Wax mannequins in windows or mechanical puppets automated on the catwalk, fashion victims and other top models first appear as some generic Mr and Mrs on the cover of a popular clothing catalogue. The men wear grey suits and the women executive attire of the same colour before donning Renaissance garments. Leading us through time, through the near parody of role-play, to the protocol of our ancestors, as in Madame de Lafayette’s book, articulated and respectful of the label, which announced for the sad and paltry consumerist posterity, of the Galeries of the same name!
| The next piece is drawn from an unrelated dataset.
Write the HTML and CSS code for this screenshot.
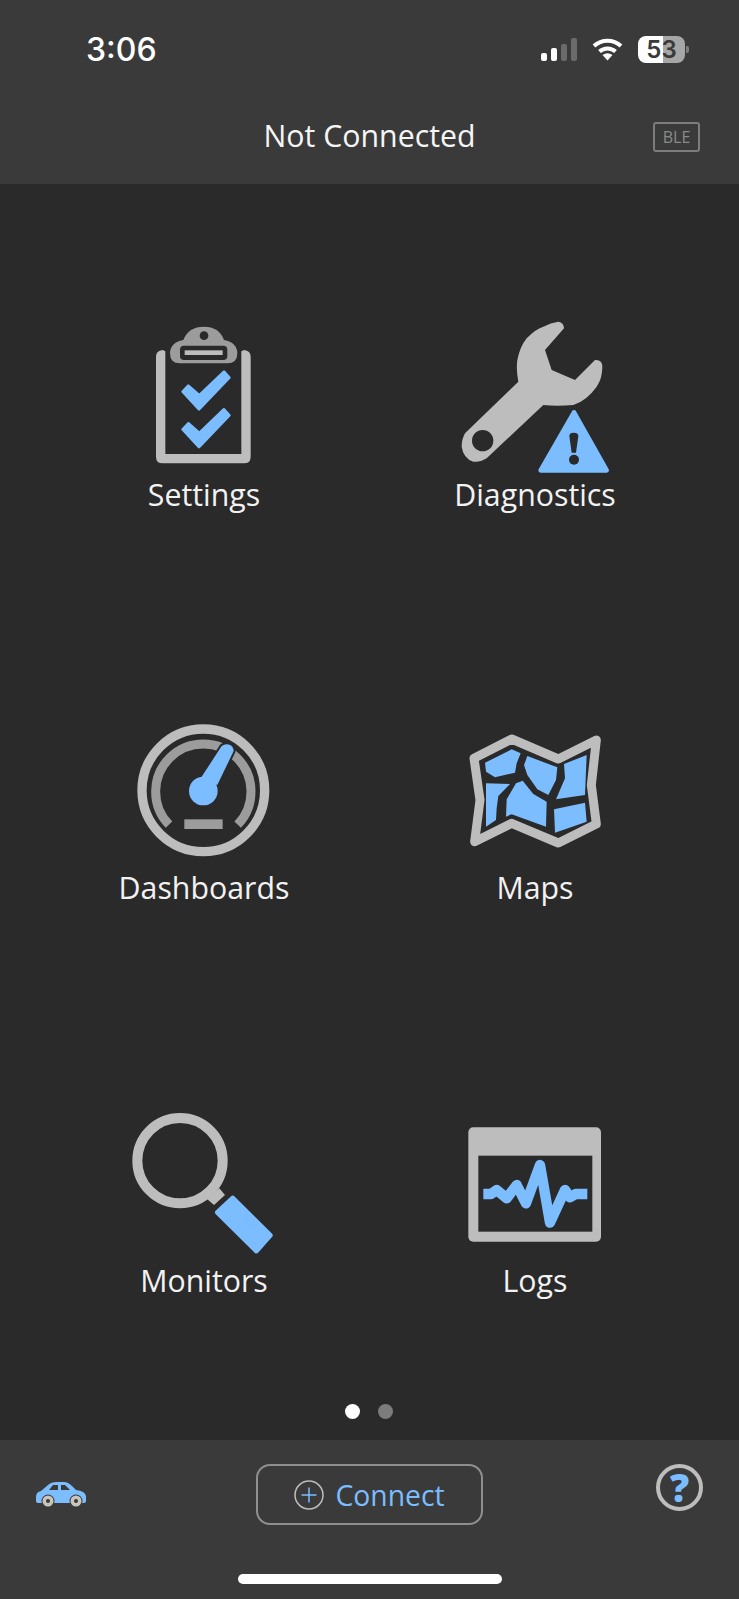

Passing through several sequences, each more pathetic and clownish than the one before, we arrive at the most kitsch karaoke, the most nostalgic, seductive and tacky that exists. I wish to speak of the saccharin sweet, irresistible cult-classic Buena sera Signorina of Luis Prima, in which the image of a crooner and the legend of canzonetta meet in the most ridiculously artificial posture there is, that of music halls and variety shows.
 

BAND AND SARABANDE


It all degenerates into an infernal sarabande, in which the gavottes and minuets of time past and the ‘spinning’ Bob Wilson borrowed from whirling dervishes, all deteriorate into a frenzy of a techno-parade samba, a witches’ Sabbath, a surprisingly masterful biomechanical trance. The music is more and more jerky, syncopated, segmented, sequenced, stroboscopic, punctuated by concrete eruptions and sounds from the real world.  The fragmentation accelerates, crescendo, pretissimo, because the imposture cannot endure or sustain itself, cannot remain eternal.  The masks must fall. Shakespeare reminds us of this through the voice of Jacques the melancholic lord, the cynical philosopher and clown in As you like it: ‘All the world’s a stage. / And all the men and women merely players.’ Then through Macbeth: ‘Life’s but a walking shadow, a poor player / That struts and frets his hour upon the stage / And then is heard no more. It is a tale / Told by an idiot, full of sound and fury, / Signifying nothing.’